- [What to work on]
Quote all of the data that follows exactly as written, skipping the images.

─── Data section

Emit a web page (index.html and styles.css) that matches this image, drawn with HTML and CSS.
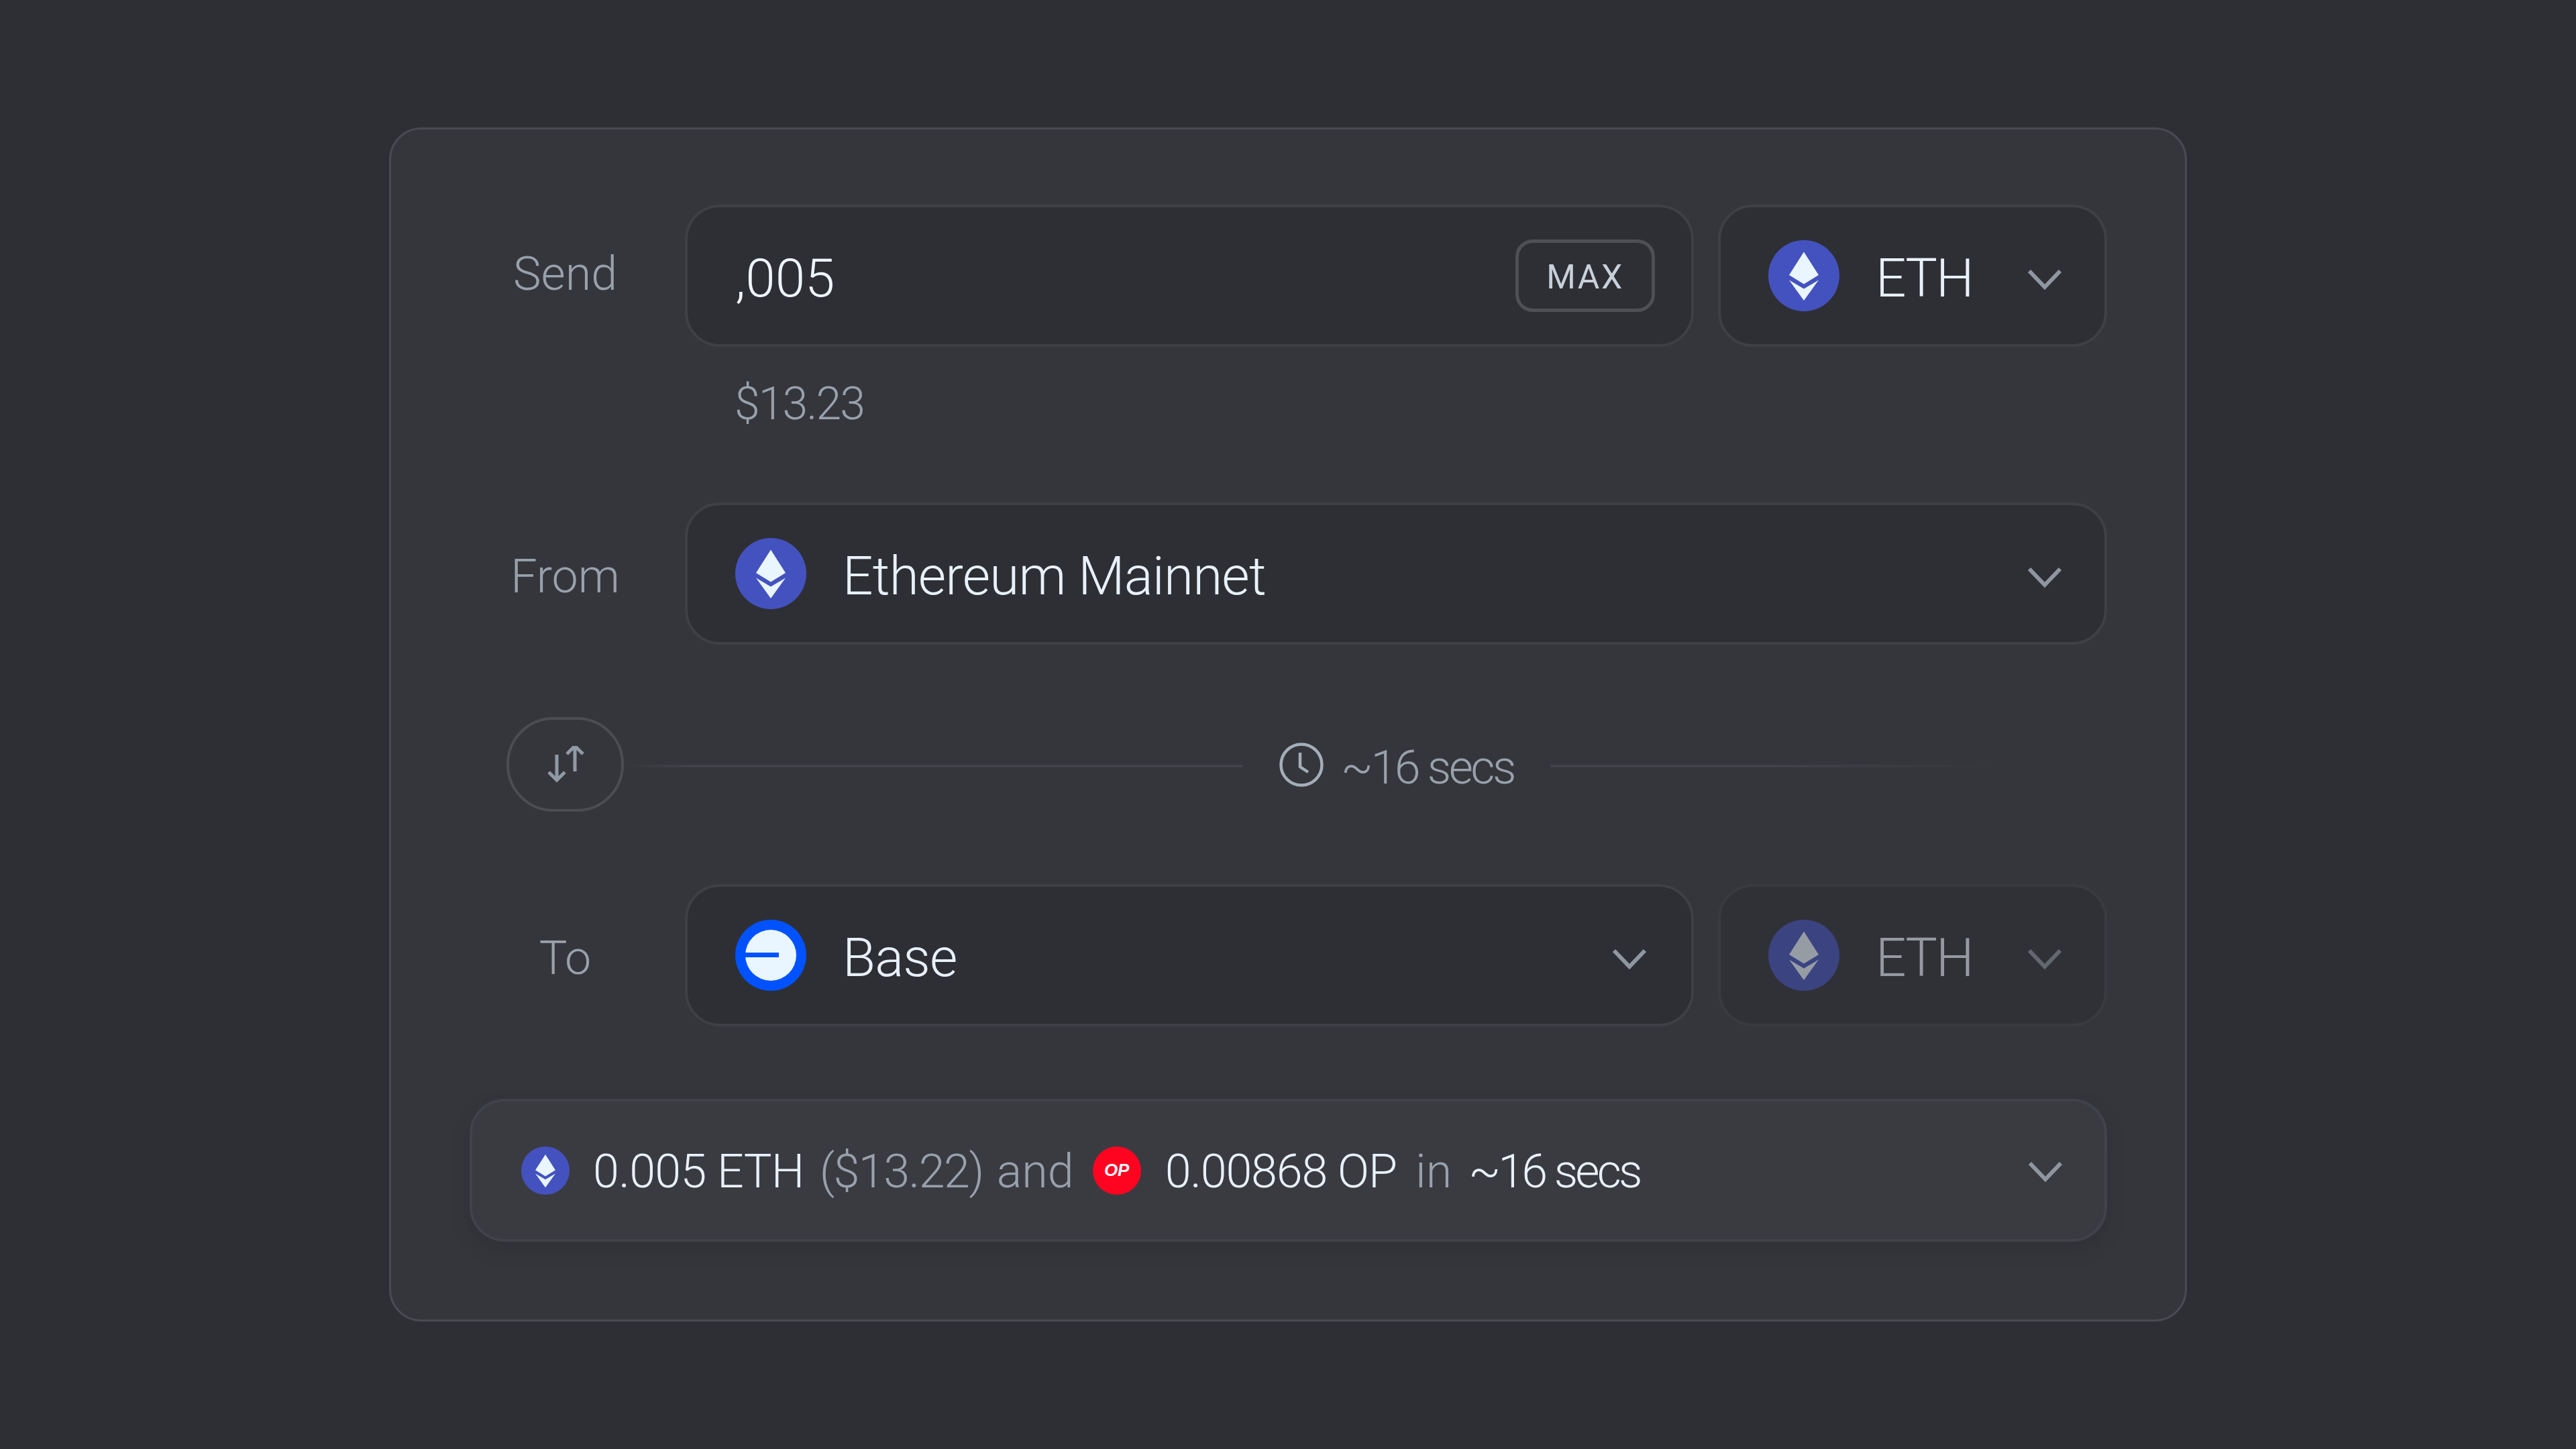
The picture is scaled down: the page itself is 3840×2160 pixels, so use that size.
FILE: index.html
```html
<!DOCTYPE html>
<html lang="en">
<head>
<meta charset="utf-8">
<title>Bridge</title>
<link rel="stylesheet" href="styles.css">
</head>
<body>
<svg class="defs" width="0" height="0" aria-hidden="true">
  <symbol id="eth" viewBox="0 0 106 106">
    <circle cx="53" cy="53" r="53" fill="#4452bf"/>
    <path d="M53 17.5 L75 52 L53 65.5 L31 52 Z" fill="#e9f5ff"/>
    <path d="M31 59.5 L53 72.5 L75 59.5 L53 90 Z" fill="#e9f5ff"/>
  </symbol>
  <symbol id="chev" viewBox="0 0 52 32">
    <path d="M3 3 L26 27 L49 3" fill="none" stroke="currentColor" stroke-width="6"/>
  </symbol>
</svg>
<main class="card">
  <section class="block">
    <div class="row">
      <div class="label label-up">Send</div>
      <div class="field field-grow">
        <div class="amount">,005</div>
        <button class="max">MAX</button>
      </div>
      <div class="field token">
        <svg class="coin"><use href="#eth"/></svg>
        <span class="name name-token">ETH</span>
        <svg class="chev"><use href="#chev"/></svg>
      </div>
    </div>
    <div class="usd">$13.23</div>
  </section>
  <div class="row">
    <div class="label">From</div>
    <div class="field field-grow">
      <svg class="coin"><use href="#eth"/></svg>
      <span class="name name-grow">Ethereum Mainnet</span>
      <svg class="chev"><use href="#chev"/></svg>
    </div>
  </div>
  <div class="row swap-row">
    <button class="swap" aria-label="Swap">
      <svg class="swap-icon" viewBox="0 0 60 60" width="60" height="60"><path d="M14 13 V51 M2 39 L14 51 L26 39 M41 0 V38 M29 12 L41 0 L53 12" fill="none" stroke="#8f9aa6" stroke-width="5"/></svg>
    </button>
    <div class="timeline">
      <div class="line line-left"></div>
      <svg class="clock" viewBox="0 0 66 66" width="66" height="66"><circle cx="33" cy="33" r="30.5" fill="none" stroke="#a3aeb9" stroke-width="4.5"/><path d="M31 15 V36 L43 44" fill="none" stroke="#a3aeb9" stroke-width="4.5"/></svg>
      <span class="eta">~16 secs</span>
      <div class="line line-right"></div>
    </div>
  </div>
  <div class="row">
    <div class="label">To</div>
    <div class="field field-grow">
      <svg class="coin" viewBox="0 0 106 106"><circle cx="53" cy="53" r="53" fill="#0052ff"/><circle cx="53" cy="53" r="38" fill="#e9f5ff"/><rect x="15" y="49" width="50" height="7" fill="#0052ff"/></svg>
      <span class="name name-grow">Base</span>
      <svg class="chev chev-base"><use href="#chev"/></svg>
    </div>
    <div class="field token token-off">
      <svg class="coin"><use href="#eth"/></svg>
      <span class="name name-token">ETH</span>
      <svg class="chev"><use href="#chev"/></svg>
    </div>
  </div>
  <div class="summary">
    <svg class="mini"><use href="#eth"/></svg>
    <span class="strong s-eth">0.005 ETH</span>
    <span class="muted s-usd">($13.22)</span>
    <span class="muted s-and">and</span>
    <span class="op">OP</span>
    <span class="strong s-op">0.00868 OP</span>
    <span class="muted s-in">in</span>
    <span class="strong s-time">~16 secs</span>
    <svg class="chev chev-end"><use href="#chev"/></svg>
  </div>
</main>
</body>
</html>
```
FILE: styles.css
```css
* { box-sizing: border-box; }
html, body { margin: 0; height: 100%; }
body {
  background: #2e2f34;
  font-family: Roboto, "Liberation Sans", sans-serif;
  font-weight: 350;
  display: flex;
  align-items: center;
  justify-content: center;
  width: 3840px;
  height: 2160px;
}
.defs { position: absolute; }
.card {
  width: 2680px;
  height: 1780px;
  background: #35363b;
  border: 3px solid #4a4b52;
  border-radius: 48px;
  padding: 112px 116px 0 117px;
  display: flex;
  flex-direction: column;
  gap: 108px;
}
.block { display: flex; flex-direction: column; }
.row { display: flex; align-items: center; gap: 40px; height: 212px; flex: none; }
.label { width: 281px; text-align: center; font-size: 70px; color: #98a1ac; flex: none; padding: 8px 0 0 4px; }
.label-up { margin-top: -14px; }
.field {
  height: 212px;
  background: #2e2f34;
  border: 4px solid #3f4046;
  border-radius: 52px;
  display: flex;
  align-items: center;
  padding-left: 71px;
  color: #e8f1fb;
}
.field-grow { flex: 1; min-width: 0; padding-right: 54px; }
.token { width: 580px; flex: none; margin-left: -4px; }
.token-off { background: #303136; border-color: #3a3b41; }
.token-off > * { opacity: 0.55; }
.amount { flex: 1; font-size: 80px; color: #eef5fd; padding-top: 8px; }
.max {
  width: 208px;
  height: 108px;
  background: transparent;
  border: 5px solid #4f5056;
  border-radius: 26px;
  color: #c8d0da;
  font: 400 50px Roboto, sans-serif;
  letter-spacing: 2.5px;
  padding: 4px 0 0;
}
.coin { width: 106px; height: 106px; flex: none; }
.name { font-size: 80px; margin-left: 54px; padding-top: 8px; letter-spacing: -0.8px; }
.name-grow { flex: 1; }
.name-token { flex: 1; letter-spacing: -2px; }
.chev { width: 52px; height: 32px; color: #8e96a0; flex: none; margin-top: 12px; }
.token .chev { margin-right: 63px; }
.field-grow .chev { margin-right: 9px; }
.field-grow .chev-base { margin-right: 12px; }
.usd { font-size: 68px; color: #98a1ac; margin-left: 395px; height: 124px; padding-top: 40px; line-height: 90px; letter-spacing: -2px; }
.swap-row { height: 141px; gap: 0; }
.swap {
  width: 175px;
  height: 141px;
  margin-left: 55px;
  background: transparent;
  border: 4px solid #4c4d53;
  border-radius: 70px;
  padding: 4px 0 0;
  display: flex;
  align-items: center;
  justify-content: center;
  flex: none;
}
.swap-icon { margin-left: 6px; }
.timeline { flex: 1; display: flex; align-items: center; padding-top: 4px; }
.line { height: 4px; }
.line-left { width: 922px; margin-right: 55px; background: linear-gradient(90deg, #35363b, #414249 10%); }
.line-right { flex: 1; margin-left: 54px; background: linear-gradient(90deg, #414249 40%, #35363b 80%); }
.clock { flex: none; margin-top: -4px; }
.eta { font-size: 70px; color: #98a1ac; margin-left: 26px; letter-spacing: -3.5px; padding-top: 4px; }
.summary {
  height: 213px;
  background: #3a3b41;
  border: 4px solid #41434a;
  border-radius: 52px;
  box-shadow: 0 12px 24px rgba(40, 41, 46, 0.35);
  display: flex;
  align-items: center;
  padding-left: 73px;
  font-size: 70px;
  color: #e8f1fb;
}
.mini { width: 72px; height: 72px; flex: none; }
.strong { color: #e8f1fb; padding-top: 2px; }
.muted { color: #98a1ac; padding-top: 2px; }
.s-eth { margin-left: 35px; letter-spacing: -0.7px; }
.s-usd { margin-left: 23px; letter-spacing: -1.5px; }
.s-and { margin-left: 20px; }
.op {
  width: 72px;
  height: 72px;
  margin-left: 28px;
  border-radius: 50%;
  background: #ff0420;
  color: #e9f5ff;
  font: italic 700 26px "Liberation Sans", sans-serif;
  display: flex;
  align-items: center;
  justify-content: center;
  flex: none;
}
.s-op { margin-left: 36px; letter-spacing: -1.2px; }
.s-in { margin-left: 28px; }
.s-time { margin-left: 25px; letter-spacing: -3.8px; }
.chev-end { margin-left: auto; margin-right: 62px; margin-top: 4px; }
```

──────

- [Answer to this task]
Emit a web page (index.html and styles.css) that matches this image, drawn with HTML and CSS.
The picture is scaled down: the page itself is 3840×2160 pixels, so use that size.
FILE: index.html
```html
<!DOCTYPE html>
<html lang="en">
<head>
<meta charset="utf-8">
<title>Bridge</title>
<link rel="stylesheet" href="styles.css">
</head>
<body>
<svg class="defs" width="0" height="0" aria-hidden="true">
  <symbol id="eth" viewBox="0 0 106 106">
    <circle cx="53" cy="53" r="53" fill="#4452bf"/>
    <path d="M53 17.5 L75 52 L53 65.5 L31 52 Z" fill="#e9f5ff"/>
    <path d="M31 59.5 L53 72.5 L75 59.5 L53 90 Z" fill="#e9f5ff"/>
  </symbol>
  <symbol id="chev" viewBox="0 0 52 32">
    <path d="M3 3 L26 27 L49 3" fill="none" stroke="currentColor" stroke-width="6"/>
  </symbol>
</svg>
<main class="card">
  <section class="block">
    <div class="row">
      <div class="label label-up">Send</div>
      <div class="field field-grow">
        <div class="amount">,005</div>
        <button class="max">MAX</button>
      </div>
      <div class="field token">
        <svg class="coin"><use href="#eth"/></svg>
        <span class="name name-token">ETH</span>
        <svg class="chev"><use href="#chev"/></svg>
      </div>
    </div>
    <div class="usd">$13.23</div>
  </section>
  <div class="row">
    <div class="label">From</div>
    <div class="field field-grow">
      <svg class="coin"><use href="#eth"/></svg>
      <span class="name name-grow">Ethereum Mainnet</span>
      <svg class="chev"><use href="#chev"/></svg>
    </div>
  </div>
  <div class="row swap-row">
    <button class="swap" aria-label="Swap">
      <svg class="swap-icon" viewBox="0 0 60 60" width="60" height="60"><path d="M14 13 V51 M2 39 L14 51 L26 39 M41 0 V38 M29 12 L41 0 L53 12" fill="none" stroke="#8f9aa6" stroke-width="5"/></svg>
    </button>
    <div class="timeline">
      <div class="line line-left"></div>
      <svg class="clock" viewBox="0 0 66 66" width="66" height="66"><circle cx="33" cy="33" r="30.5" fill="none" stroke="#a3aeb9" stroke-width="4.5"/><path d="M31 15 V36 L43 44" fill="none" stroke="#a3aeb9" stroke-width="4.5"/></svg>
      <span class="eta">~16 secs</span>
      <div class="line line-right"></div>
    </div>
  </div>
  <div class="row">
    <div class="label">To</div>
    <div class="field field-grow">
      <svg class="coin" viewBox="0 0 106 106"><circle cx="53" cy="53" r="53" fill="#0052ff"/><circle cx="53" cy="53" r="38" fill="#e9f5ff"/><rect x="15" y="49" width="50" height="7" fill="#0052ff"/></svg>
      <span class="name name-grow">Base</span>
      <svg class="chev chev-base"><use href="#chev"/></svg>
    </div>
    <div class="field token token-off">
      <svg class="coin"><use href="#eth"/></svg>
      <span class="name name-token">ETH</span>
      <svg class="chev"><use href="#chev"/></svg>
    </div>
  </div>
  <div class="summary">
    <svg class="mini"><use href="#eth"/></svg>
    <span class="strong s-eth">0.005 ETH</span>
    <span class="muted s-usd">($13.22)</span>
    <span class="muted s-and">and</span>
    <span class="op">OP</span>
    <span class="strong s-op">0.00868 OP</span>
    <span class="muted s-in">in</span>
    <span class="strong s-time">~16 secs</span>
    <svg class="chev chev-end"><use href="#chev"/></svg>
  </div>
</main>
</body>
</html>
```
FILE: styles.css
```css
* { box-sizing: border-box; }
html, body { margin: 0; height: 100%; }
body {
  background: #2e2f34;
  font-family: Roboto, "Liberation Sans", sans-serif;
  font-weight: 350;
  display: flex;
  align-items: center;
  justify-content: center;
  width: 3840px;
  height: 2160px;
}
.defs { position: absolute; }
.card {
  width: 2680px;
  height: 1780px;
  background: #35363b;
  border: 3px solid #4a4b52;
  border-radius: 48px;
  padding: 112px 116px 0 117px;
  display: flex;
  flex-direction: column;
  gap: 108px;
}
.block { display: flex; flex-direction: column; }
.row { display: flex; align-items: center; gap: 40px; height: 212px; flex: none; }
.label { width: 281px; text-align: center; font-size: 70px; color: #98a1ac; flex: none; padding: 8px 0 0 4px; }
.label-up { margin-top: -14px; }
.field {
  height: 212px;
  background: #2e2f34;
  border: 4px solid #3f4046;
  border-radius: 52px;
  display: flex;
  align-items: center;
  padding-left: 71px;
  color: #e8f1fb;
}
.field-grow { flex: 1; min-width: 0; padding-right: 54px; }
.token { width: 580px; flex: none; margin-left: -4px; }
.token-off { background: #303136; border-color: #3a3b41; }
.token-off > * { opacity: 0.55; }
.amount { flex: 1; font-size: 80px; color: #eef5fd; padding-top: 8px; }
.max {
  width: 208px;
  height: 108px;
  background: transparent;
  border: 5px solid #4f5056;
  border-radius: 26px;
  color: #c8d0da;
  font: 400 50px Roboto, sans-serif;
  letter-spacing: 2.5px;
  padding: 4px 0 0;
}
.coin { width: 106px; height: 106px; flex: none; }
.name { font-size: 80px; margin-left: 54px; padding-top: 8px; letter-spacing: -0.8px; }
.name-grow { flex: 1; }
.name-token { flex: 1; letter-spacing: -2px; }
.chev { width: 52px; height: 32px; color: #8e96a0; flex: none; margin-top: 12px; }
.token .chev { margin-right: 63px; }
.field-grow .chev { margin-right: 9px; }
.field-grow .chev-base { margin-right: 12px; }
.usd { font-size: 68px; color: #98a1ac; margin-left: 395px; height: 124px; padding-top: 40px; line-height: 90px; letter-spacing: -2px; }
.swap-row { height: 141px; gap: 0; }
.swap {
  width: 175px;
  height: 141px;
  margin-left: 55px;
  background: transparent;
  border: 4px solid #4c4d53;
  border-radius: 70px;
  padding: 4px 0 0;
  display: flex;
  align-items: center;
  justify-content: center;
  flex: none;
}
.swap-icon { margin-left: 6px; }
.timeline { flex: 1; display: flex; align-items: center; padding-top: 4px; }
.line { height: 4px; }
.line-left { width: 922px; margin-right: 55px; background: linear-gradient(90deg, #35363b, #414249 10%); }
.line-right { flex: 1; margin-left: 54px; background: linear-gradient(90deg, #414249 40%, #35363b 80%); }
.clock { flex: none; margin-top: -4px; }
.eta { font-size: 70px; color: #98a1ac; margin-left: 26px; letter-spacing: -3.5px; padding-top: 4px; }
.summary {
  height: 213px;
  background: #3a3b41;
  border: 4px solid #41434a;
  border-radius: 52px;
  box-shadow: 0 12px 24px rgba(40, 41, 46, 0.35);
  display: flex;
  align-items: center;
  padding-left: 73px;
  font-size: 70px;
  color: #e8f1fb;
}
.mini { width: 72px; height: 72px; flex: none; }
.strong { color: #e8f1fb; padding-top: 2px; }
.muted { color: #98a1ac; padding-top: 2px; }
.s-eth { margin-left: 35px; letter-spacing: -0.7px; }
.s-usd { margin-left: 23px; letter-spacing: -1.5px; }
.s-and { margin-left: 20px; }
.op {
  width: 72px;
  height: 72px;
  margin-left: 28px;
  border-radius: 50%;
  background: #ff0420;
  color: #e9f5ff;
  font: italic 700 26px "Liberation Sans", sans-serif;
  display: flex;
  align-items: center;
  justify-content: center;
  flex: none;
}
.s-op { margin-left: 36px; letter-spacing: -1.2px; }
.s-in { margin-left: 28px; }
.s-time { margin-left: 25px; letter-spacing: -3.8px; }
.chev-end { margin-left: auto; margin-right: 62px; margin-top: 4px; }
```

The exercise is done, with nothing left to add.